Friday, March 3, 2017

News: Major projects key to regeneration of Rotherham town centre


The regeneration of Rotherham town centre must be driven by large scale developments and major changes like the proposed £43m leisure hub on Forge Island, according to a council investment boss.

A recent update of the borough's growth plan highlighted that the economy was moving in the right direction with 2,000 more Rotherham-based job and 420 new businesses recorded since 2014. However, in the town centre, where a number of smaller scale regeneration projects have taken place, the number of vacant units has increased and footfall has gone down.

WYG Group was selected at the end of 2016 to work with Rotherham Council to develop a masterplan for Rotherham town centre. The follow-up piece of work will build on the work of consultants, Arup, and become an important tool in marketing the wider town centre to potential investors and encouraging further regeneration and improvement. It is set to provide "bold and deliverable solutions for leisure, retail, recreation and town centre living."

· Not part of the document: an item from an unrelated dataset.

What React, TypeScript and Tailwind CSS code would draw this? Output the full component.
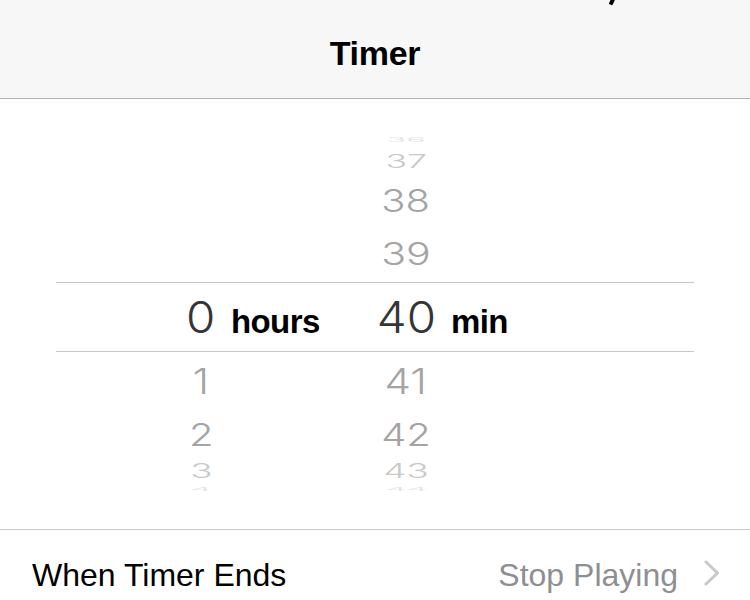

Projects are already moving forward, including the £43m leisure hub for Forge Island, the £12m Higher Education Campus and a £12m refurbishment scheme at Rotherham Interchange.

Tim O'Connell, business investment manager at RiDO, the regeneration arm of Rotherham Council, said: "The main piece of work is the town centre masterplan. My view would be that there needs to be some major changes. We have done a number of things, and we've done some really good things in the past in terms of the smaller scale initiatives around High Street and independent retail, but there needs to be some major change.

"If we are just trying to prop up the town centre as it is, then we are on a sticky wicket. There's a lot of work to try and support the town centre, and keep the town centre in a state that is still alive and breathing while the larger scale changes come on, but the focus has to be about delivering large scale changes."

The Council recently concluded a deal to acquire Forge Island from Tesco. Bosses hope that redevelopment could begin next year on a scheme anchored by a new seven screen cinema and 80 bed hotel.

O'Connell said: "We really need to deliver on things like Forge Island - get it redeveloped and create a heart to the town centre and a reason for people to come in there. Until we get some of those bigger changes, the smaller changes that, although we've done well, have only been arresting what would have been a bigger decline rather than turning it around.

"Delivering something on Forge Island with a cinema and hotel, and some appropriate, family-friendly food and beverage and leisure offer, will make a big difference in creating the right environment for people to live and for people to come in to town."


The Council has also secured funding from the Government's Starter Homes Programme to develop starter homes in the town centre - a £32m series of schemes that could result in hundreds of new homes.

O'Connell believes that housing is also key to the regeneration of the town centre. He added: "My view is that increasing the number of people living in the town centre can make a huge difference. The overall aim is to deliver 2,000 homes. If you were to do that you would have a completely different environment to the environment you've got now. You would have people that would be customers for the shops, cafes and bars and there would be people around, it would be busy.

"Following on from the Council's sites, we are in discussions with the private sector about delivering more houses in the town centre. It is about getting the economic dynamics to work. At the moment values are quite low in Rotherham so people need some sort of cushion or support to make the development happen. That's a challenge as there is not much money around but it's using things like the Sheffield City Region and Government funding streams to be able to create that market and move forward."The investment boss also gave an honest assessment that the environment in the town centre needs to be better. "Unfortunately there's not one quick fix to make that happen," added O'Connell who also believes there's an opportunity to link to the emerging Advanced Manufacturing Innovation District and to create the right environment for people to live in the town centre and work in a well-paid, high-skilled innovative job ten minutes away.

On the issue of safety in Rotherham town centre, the recent results from the lifestyle survey carried out in schools showed that 24.6% of pupils said they always feel safe in the town centre, 45.4% said they sometimes feel safe and 19.3% said they never feel safe.

O'Connell said: "There's lots of activity about trying to make it a safer place, trying to keep it clean, trying to make sure it is seen as being safe. Actually, all the evidence and crime statistics seem to suggest that it is quite a safe place, but clearly if people don't feel that it is, then it isn't. That is the challenge. You can have whatever stats you like but if people don't feel safe, they don't feel safe, so that's a problem for you to address."